顾郁本就醒着,听见声音后撑起身,只见她眉头紧蹙,表情十分痛苦的样子,连忙问道:“怎么了?哪里不舒服?我去帮你叫医生来。”
“不用不用......”秋苒赶紧拉住他,脸上带着一丝窘迫,细看之下隐约能发现两坨红晕,“我没事。”
“什么没事,你疼得冷汗都出来了。”顾郁不依不饶,反正现在就在医院,什么东西没有,就是医生一大把。
“都说不用了,我去洗手间一下就好了。”
两个人拉拉扯扯间,顾郁觉得她身上那股奶香味更重了些,再结合她的举止,脑子里猝不及防地仿佛有团烟花升起炸开。
不由得暗暗责怪自己粗心大意,他真是输血输得脑子缺氧,忘了她从昨晚到现在就没喂过孩子,恐怕早就难受了,怕他担心一直隐忍不发。
秋苒见他终于反应过来,拍了他一掌,顺带白了他一眼。
她刚刚去洗手间就已经弄过一回,但她手法不行,到底没能彻底弄干净,所以这才没过多久就又涨了,甚至比刚才还难受。

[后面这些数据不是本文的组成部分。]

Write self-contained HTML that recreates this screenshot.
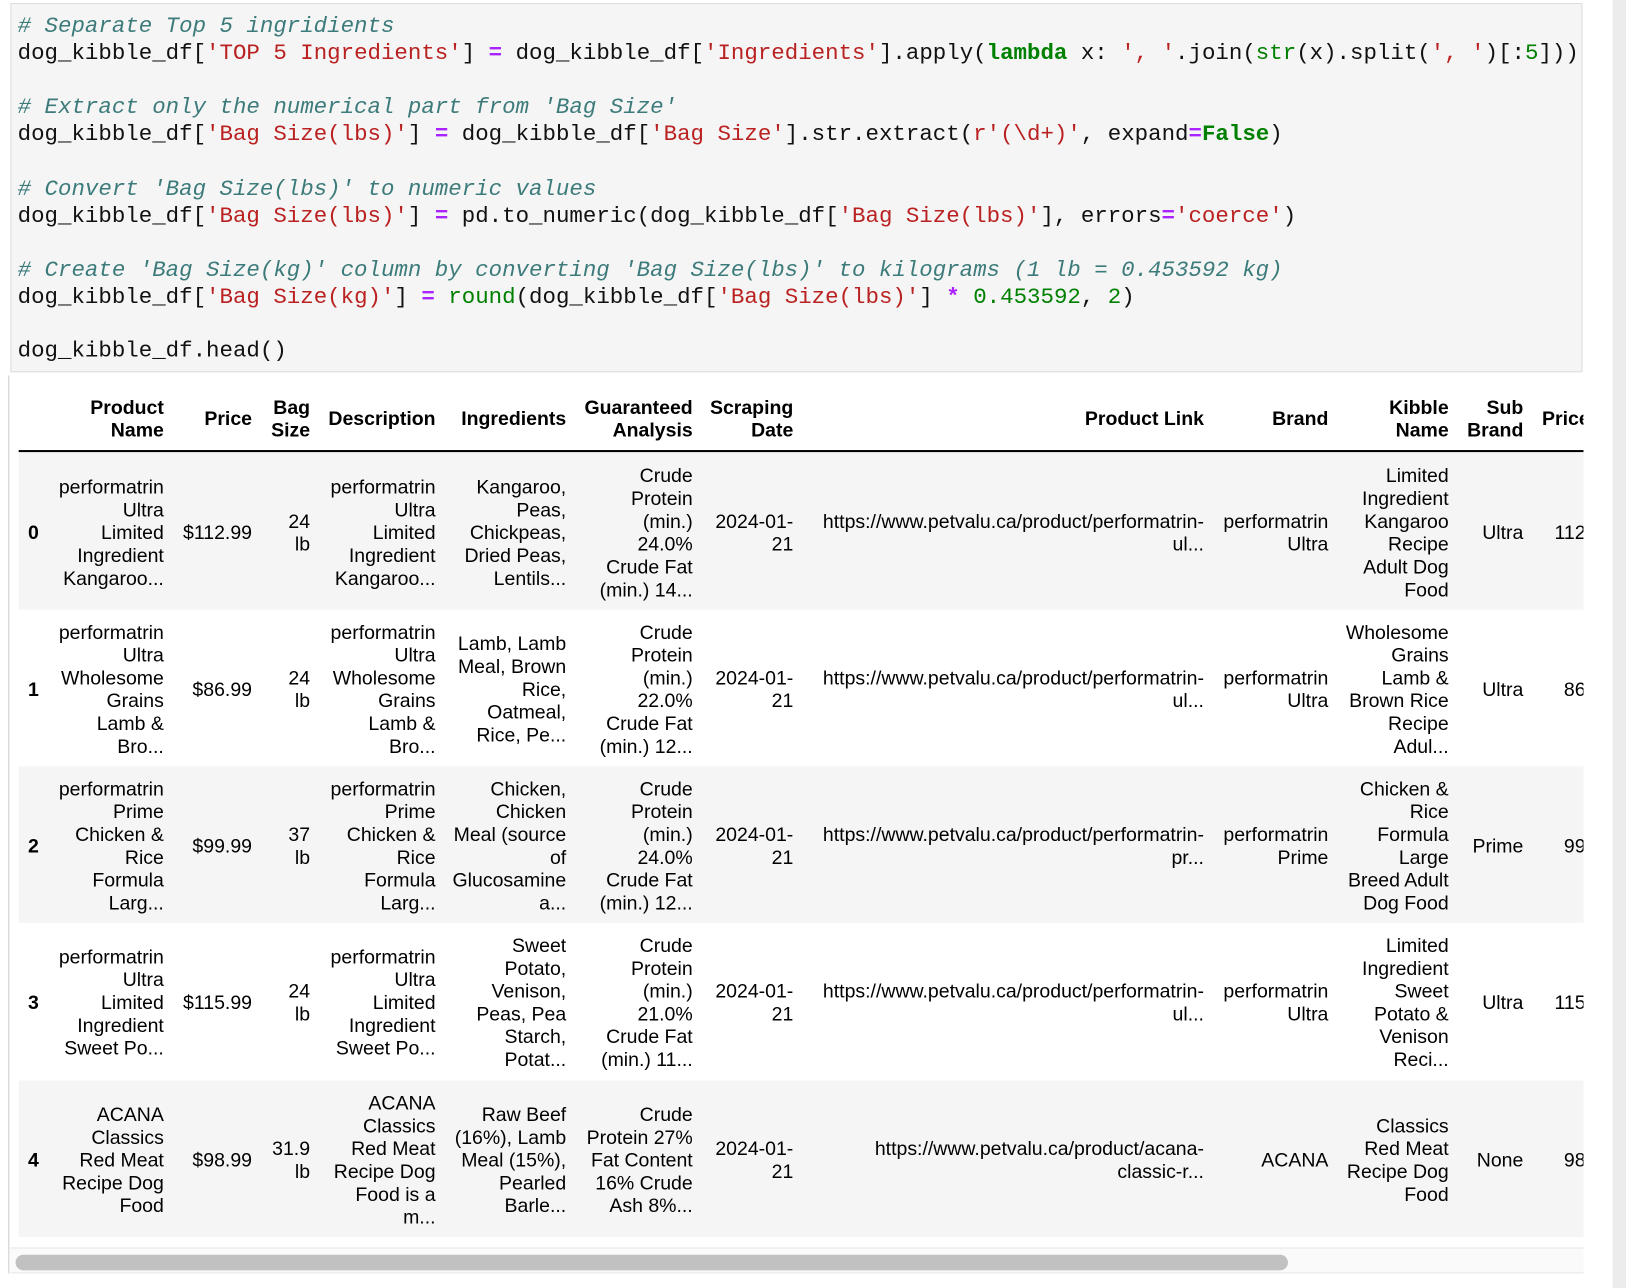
<!DOCTYPE html>
<html><head><meta charset="utf-8"><style>
html,body{margin:0;padding:0;background:#fff;width:1626px;height:1288px;overflow:hidden}
#w{position:absolute;left:0;top:0;width:1568px;height:1242px;transform:scale(1.03699);transform-origin:0 0}
.code{position:absolute;left:10px;top:3px;width:1516px;height:356px;background:#f5f5f5;border:1px solid #dcdcdc;box-sizing:border-box}
pre{position:absolute;left:6px;top:9px;margin:0;font-family:"Liberation Mono",monospace;font-size:21.63px;line-height:26.1px;color:#111}
.c{color:#3d7b7b;font-style:italic}.s{color:#ba2121}.o{color:#a2f;font-weight:bold}.k{color:#008000;font-weight:bold}.b{color:#008000}.n{color:#008000}
.vl{position:absolute;left:8px;top:362px;width:1px;height:866px;background:#ccc}
.rs{position:absolute;left:1555px;top:0;width:13px;height:1242px;background:#ececec}
.hl{position:absolute;left:18px;top:434px;width:1509px;height:2px;background:#000}
.row{position:absolute;left:18px;width:1509px;height:151px}
.g{background:#f5f5f5}
.cell{position:absolute;display:flex;align-items:center;justify-content:flex-end;text-align:right;white-space:nowrap;font-family:"Liberation Sans",Arial,sans-serif;font-size:18.8px;line-height:22px;color:#000}
.h{font-weight:bold}
.sb{position:absolute;left:10px;top:1203px;width:1517px;height:25px;background:#fafafa;border-top:1px solid #e6e6e6;border-bottom:1px solid #e6e6e6;box-sizing:border-box}
.th{position:absolute;left:15px;top:1210px;width:1227px;height:15px;background:#c1c1c1;border-radius:8px}
.clip{position:absolute;left:0;top:362px;width:1527px;height:840px;overflow:hidden}
</style></head><body><div id="w">
<div class="code"><pre><span class="c"># Separate Top 5 ingridients</span>
dog_kibble_df[<span class="s">'TOP 5 Ingredients'</span>] <span class="o">=</span> dog_kibble_df[<span class="s">'Ingredients'</span>].apply(<span class="k">lambda</span> x: <span class="s">', '</span>.join(<span class="b">str</span>(x).split(<span class="s">', '</span>)[:<span class="n">5</span>]))

<span class="c"># Extract only the numerical part from 'Bag Size'</span>
dog_kibble_df[<span class="s">'Bag Size(lbs)'</span>] <span class="o">=</span> dog_kibble_df[<span class="s">'Bag Size'</span>].str.extract(<span class="s">r'(\d+)'</span>, expand<span class="o">=</span><span class="k">False</span>)

<span class="c"># Convert 'Bag Size(lbs)' to numeric values</span>
dog_kibble_df[<span class="s">'Bag Size(lbs)'</span>] <span class="o">=</span> pd.to_numeric(dog_kibble_df[<span class="s">'Bag Size(lbs)'</span>], errors<span class="o">=</span><span class="s">'coerce'</span>)

<span class="c"># Create 'Bag Size(kg)' column by converting 'Bag Size(lbs)' to kilograms (1 lb = 0.453592 kg)</span>
dog_kibble_df[<span class="s">'Bag Size(kg)'</span>] <span class="o">=</span> <span class="b">round</span>(dog_kibble_df[<span class="s">'Bag Size(lbs)'</span>] <span class="o">*</span> <span class="n">0.453592</span>, <span class="n">2</span>)

dog_kibble_df.head()</pre></div>
<div class="vl"></div>
<div class="rs"></div>
<div class="row g" style="top:437px"></div>
<div class="row" style="top:588px"></div>
<div class="row g" style="top:739px"></div>
<div class="row" style="top:890px"></div>
<div class="row g" style="top:1042px"></div>
<div class="hl"></div>
<div class="sb"></div><div class="th"></div>
<div class="clip" id="clip"></div>
<script>
var cols=[[27,44,'l'],[45,158],[165,243],[255,299],[305,420],[428,546],[556,668],[676,765],[770,1161],[1166,1281],[1286,1397],[1402,1469],[1480,1529]];
var head=['','Product<br>Name','Price','Bag<br>Size','Description','Ingredients','Guaranteed<br>Analysis','Scraping<br>Date','Product Link','Brand','Kibble<br>Name','Sub<br>Brand',''];
var rows=[
['0','performatrin<br>Ultra<br>Limited<br>Ingredient<br>Kangaroo...','$112.99','24<br>lb','performatrin<br>Ultra<br>Limited<br>Ingredient<br>Kangaroo...','Kangaroo,<br>Peas,<br>Chickpeas,<br>Dried Peas,<br>Lentils...','Crude<br>Protein<br>(min.)<br>24.0%<br>Crude Fat<br>(min.) 14...','2024-01-<br>21','https://www.petvalu.ca/product/performatrin-<br>ul...','performatrin<br>Ultra','Limited<br>Ingredient<br>Kangaroo<br>Recipe<br>Adult Dog<br>Food','Ultra','112'],
['1','performatrin<br>Ultra<br>Wholesome<br>Grains<br>Lamb &amp;<br>Bro...','$86.99','24<br>lb','performatrin<br>Ultra<br>Wholesome<br>Grains<br>Lamb &amp;<br>Bro...','Lamb, Lamb<br>Meal, Brown<br>Rice,<br>Oatmeal,<br>Rice, Pe...','Crude<br>Protein<br>(min.)<br>22.0%<br>Crude Fat<br>(min.) 12...','2024-01-<br>21','https://www.petvalu.ca/product/performatrin-<br>ul...','performatrin<br>Ultra','Wholesome<br>Grains<br>Lamb &amp;<br>Brown Rice<br>Recipe<br>Adul...','Ultra','86'],
['2','performatrin<br>Prime<br>Chicken &amp;<br>Rice<br>Formula<br>Larg...','$99.99','37<br>lb','performatrin<br>Prime<br>Chicken &amp;<br>Rice<br>Formula<br>Larg...','Chicken,<br>Chicken<br>Meal (source<br>of<br>Glucosamine<br>a...','Crude<br>Protein<br>(min.)<br>24.0%<br>Crude Fat<br>(min.) 12...','2024-01-<br>21','https://www.petvalu.ca/product/performatrin-<br>pr...','performatrin<br>Prime','Chicken &amp;<br>Rice<br>Formula<br>Large<br>Breed Adult<br>Dog Food','Prime','99'],
['3','performatrin<br>Ultra<br>Limited<br>Ingredient<br>Sweet Po...','$115.99','24<br>lb','performatrin<br>Ultra<br>Limited<br>Ingredient<br>Sweet Po...','Sweet<br>Potato,<br>Venison,<br>Peas, Pea<br>Starch,<br>Potat...','Crude<br>Protein<br>(min.)<br>21.0%<br>Crude Fat<br>(min.) 11...','2024-01-<br>21','https://www.petvalu.ca/product/performatrin-<br>ul...','performatrin<br>Ultra','Limited<br>Ingredient<br>Sweet<br>Potato &amp;<br>Venison<br>Reci...','Ultra','115'],
['4','ACANA<br>Classics<br>Red Meat<br>Recipe Dog<br>Food','$98.99','31.9<br>lb','ACANA<br>Classics<br>Red Meat<br>Recipe Dog<br>Food is a<br>m...','Raw Beef<br>(16%), Lamb<br>Meal (15%),<br>Pearled<br>Barle...','Crude<br>Protein 27%<br>Fat Content<br>16% Crude<br>Ash 8%...','2024-01-<br>21','https://www.petvalu.ca/product/acana-<br>classic-r...','ACANA','Classics<br>Red Meat<br>Recipe Dog<br>Food','None','98']];
var out='';
function cell(top,h,c,txt,bold){var a=cols[c];var jc=a[2]=='l'?'flex-start':'flex-end';var ta=a[2]=='l'?'left':'right';
return '<div class="cell'+(bold?' h':'')+'" style="left:'+a[0]+'px;width:'+(a[1]-a[0])+'px;top:'+top+'px;height:'+h+'px;justify-content:'+jc+';text-align:'+ta+'"><div>'+txt+'</div></div>';}
for(var c=0;c<13;c++)out+=cell(370-362,68,c,head[c],true);
out+='<div class="cell h" style="left:1487px;width:100px;top:8px;height:68px;justify-content:flex-start">Price</div>';
var tops=[437,588,739,890,1042];
for(var r=0;r<5;r++)for(var c=0;c<13;c++)out+=cell(tops[r]-362+1,151,c,rows[r][c],c==0);
document.getElementById('clip').innerHTML=out;
</script>
</div></body></html>
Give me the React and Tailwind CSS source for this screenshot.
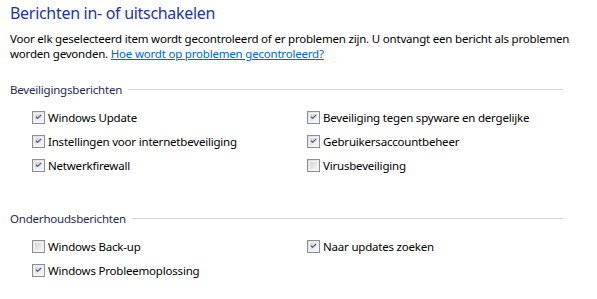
import { Check } from "lucide-react";

const font = { fontFamily: '"Noto Sans", "Open Sans", sans-serif' };

function Box({ checked }) {
  return (
    <span className="flex h-[13px] w-[13px] shrink-0 items-center justify-center border border-[#8f8f8f] bg-gradient-to-br from-[#dcdcdc] to-[#fbfbfb] p-[1px]">
      <span className="flex h-full w-full items-center justify-center border border-[#f4f4f4] bg-gradient-to-br from-[#d2d4d8] to-[#f6f6f6]">
        {checked ? <Check className="h-[10px] w-[10px] text-[#4a5f97]" strokeWidth={4} /> : null}
      </span>
    </span>
  );
}

function Item({ label, checked }) {
  return (
    <label className="flex h-[24px] items-center gap-[3px]">
      <Box checked={checked} />
      <span>{label}</span>
    </label>
  );
}

function Section({ title, left, right }) {
  return (
    <div>
      <div className="flex h-[16px] items-center">
        <span className="text-[#1e2a4e]">{title}</span>
        <span className="ml-[6px] mr-[24px] h-px flex-1 bg-[#d5d5d5]" />
      </div>
      <div className="mt-[8px] grid grid-cols-[275px_1fr] pl-[22px]">
        <div>
          {left.map((i) => (
            <Item key={i[0]} label={i[0]} checked={i[1]} />
          ))}
        </div>
        <div>
          {right.map((i) => (
            <Item key={i[0]} label={i[0]} checked={i[1]} />
          ))}
        </div>
      </div>
    </div>
  );
}

export default function App() {
  return (
    <div className="h-[299px] w-[597px] bg-white px-[10px] pt-[2px] text-[11.5px] leading-[15px] tracking-[-0.2px] text-black" style={font}>
      <div className="text-[16px] leading-[22px] tracking-[-0.3px] text-[#1e3796]">Berichten in- of uitschakelen</div>
      <p className="mt-[7px]">
        Voor elk geselecteerd item wordt gecontroleerd of er problemen zijn. U ontvangt een bericht als problemen worden gevonden.{" "}
        <a href="#" className="text-[#0066cc] underline">Hoe wordt op problemen gecontroleerd?</a>
      </p>
      <div className="mt-[20px]">
        <Section
          title="Beveiligingsberichten"
          left={[["Windows Update", true], ["Instellingen voor internetbeveiliging", true], ["Netwerkfirewall", true]]}
          right={[["Beveiliging tegen spyware en dergelijke", true], ["Gebruikersaccountbeheer", true], ["Virusbeveiliging", false]]}
        />
      </div>
      <div className="mt-[33px]">
        <Section
          title="Onderhoudsberichten"
          left={[["Windows Back-up", false], ["Windows Probleemoplossing", true]]}
          right={[["Naar updates zoeken", true]]}
        />
      </div>
    </div>
  );
}
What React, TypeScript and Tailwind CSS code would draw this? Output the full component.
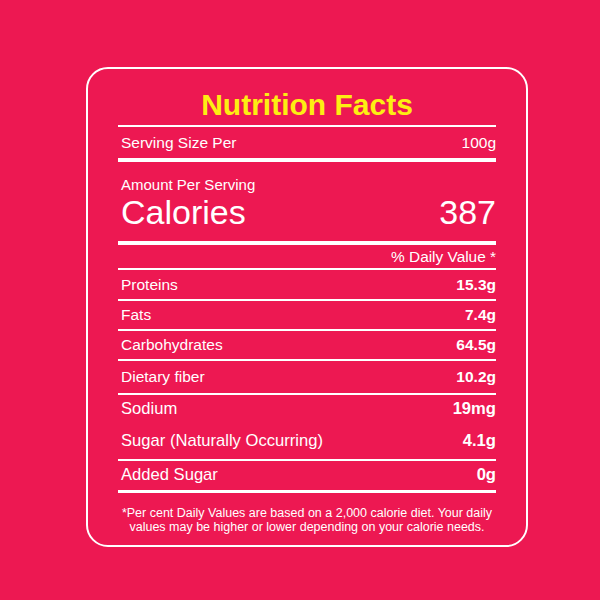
import React from 'react';

interface Row {
  label: string;
  value: string;
  h: string;
  big?: boolean;
  line?: boolean;
}

const rows: Row[] = [
  { label: 'Proteins', value: '15.3g', h: 'h-[29px]', line: true },
  { label: 'Fats', value: '7.4g', h: 'h-[28px]', line: true },
  { label: 'Carbohydrates', value: '64.5g', h: 'h-[28px]', line: true },
  { label: 'Dietary fiber', value: '10.2g', h: 'h-[32px]', line: true },
  { label: 'Sodium', value: '19mg', h: 'h-[28px]', big: true },
  { label: 'Sugar (Naturally Occurring)', value: '4.1g', h: 'h-[36px]', big: true, line: true },
  { label: 'Added Sugar', value: '0g', h: 'h-[29px]', big: true },
];

const Thin = () => <div className="h-[2px] bg-white" />;
const Thick = ({ h = 'h-[4px]' }: { h?: string }) => <div className={`${h} bg-white`} />;

export default function App() {
  return (
    <div
      className="w-[600px] h-[600px] bg-[#ed1852] pt-[67px] pl-[86px] text-white"
      style={{ fontFamily: '"Liberation Sans", Arial, sans-serif' }}
    >
      <div className="w-[442px] border-2 border-white rounded-[22px] px-[30px] pt-[18px] pb-[11px]">
        {/* 标题 */}
        <h1 className="text-center text-[30px] leading-[36px] font-bold text-[#fdee12] mb-[2px]">
          Nutrition Facts
        </h1>
        <Thin />
        <div className="h-[31px] flex items-center justify-between pl-[3px] text-[15.5px]">
          <span>Serving Size Per</span>
          <span>100g</span>
        </div>
        <Thick />
        <div className="pt-[14px] pb-[11px] pl-[3px]">
          <div className="text-[15px] leading-[18px]">Amount Per Serving</div>
          <div className="flex justify-between text-[34px] leading-[36px]">
            <span>Calories</span>
            <span>387</span>
          </div>
        </div>
        <Thick />
        <div className="h-[23px] flex items-center justify-end text-[15.4px]">% Daily Value *</div>
        <Thin />
        {rows.map(r => (
          <React.Fragment key={r.label}>
            <div
              className={`${r.h} flex items-center justify-between pl-[3px] ${r.big ? 'text-[16.6px]' : 'text-[15.5px]'}`}
            >
              <span>{r.label}</span>
              <span className="font-bold">{r.value}</span>
            </div>
            {r.line && <Thin />}
          </React.Fragment>
        ))}
        <Thick h="h-[3px]" />
        <p className="mt-[13px] text-center text-[12.5px] leading-[14px]">
          *Per cent Daily Values are based on a 2,000 calorie diet. Your daily values may be higher or lower
          depending on your calorie needs.
        </p>
      </div>
    </div>
  );
}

顾郁轻咳了下,眼底光芒流转,“那什么......我帮你吧。”
秋苒还没反应过来他话中的帮是怎么个帮法,就已经被他按在床头,等到冷风灌进衣襟时,整张脸瞬间炸红,
她被男人大胆惊到,不自觉地连说话也变得磕磕绊绊:“你......我不用你帮......顾郁!你别乱来......唔......”
秋苒听到自己的声音也吓了一跳,想着门外还有人连忙捂住嘴,想将他推开,可随着饱胀感消失,一种又痒又难受爬上心头,仿佛有无数只蚂蚁在她心上啃噬。
等到两边都弄好后,男人终于舍得离开,面上依然还是那副云淡风轻的表情,但两边红得快滴出血的耳朵却骗不了人。
自从生完孩子后,秋苒一颗心都扑在那两个小的身上,基本上就没和他有什么过于亲密的行为,害他每天跟个怨夫一样,这会儿难得地能为自己谋点福利,自然不肯放过。
秋苒两只手死死捂着脸,根本不敢看他。
顾郁帮她穿好衣服,也不去强扒她的手,粗重的呼吸间,咬在她的耳朵上,“苒苒?你要一直这样躲着吗?我们是合法夫妻,不用这么害羞。”
秋苒呼吸一滞,觉得他就是得了便宜还卖乖,扭了扭身子,一边使劲要挣开他的双手,一边骂骂咧咧着:“你又欺负我!”
“不是欺负。”更何况这本来就是我的,暂时被那两个小的占了去。
不过这句话他留在心里。
他抱的特别紧,紧到她有些喘不过气,紧接着在她耳边,又是一句能将她逼疯的话:“我是在帮你,要是憋太久容易发炎的,你难道忘了上回?别又好了伤疤忘了疼。”
秋苒恨不得拿针将他的嘴巴缝上,她当然记得。
有一回没来得及及时用吸奶器,后来月嫂帮她按摩疏通的时候差点没去了她半条命。
他亲了亲她的耳骨,渐渐往下,从她的脖颈流连辗转到她的锁骨,声音低醇像一把上好的大提琴的琴音,极具欺骗性:“把手拿下来,憋坏了怎么办,我会心疼的。”
她双手抵着他的胸膛,挣了会儿,疲倦了,身子也随之软了,耷拉下肩膀,双手从脸上拿下,脸红的跟只虾子一样。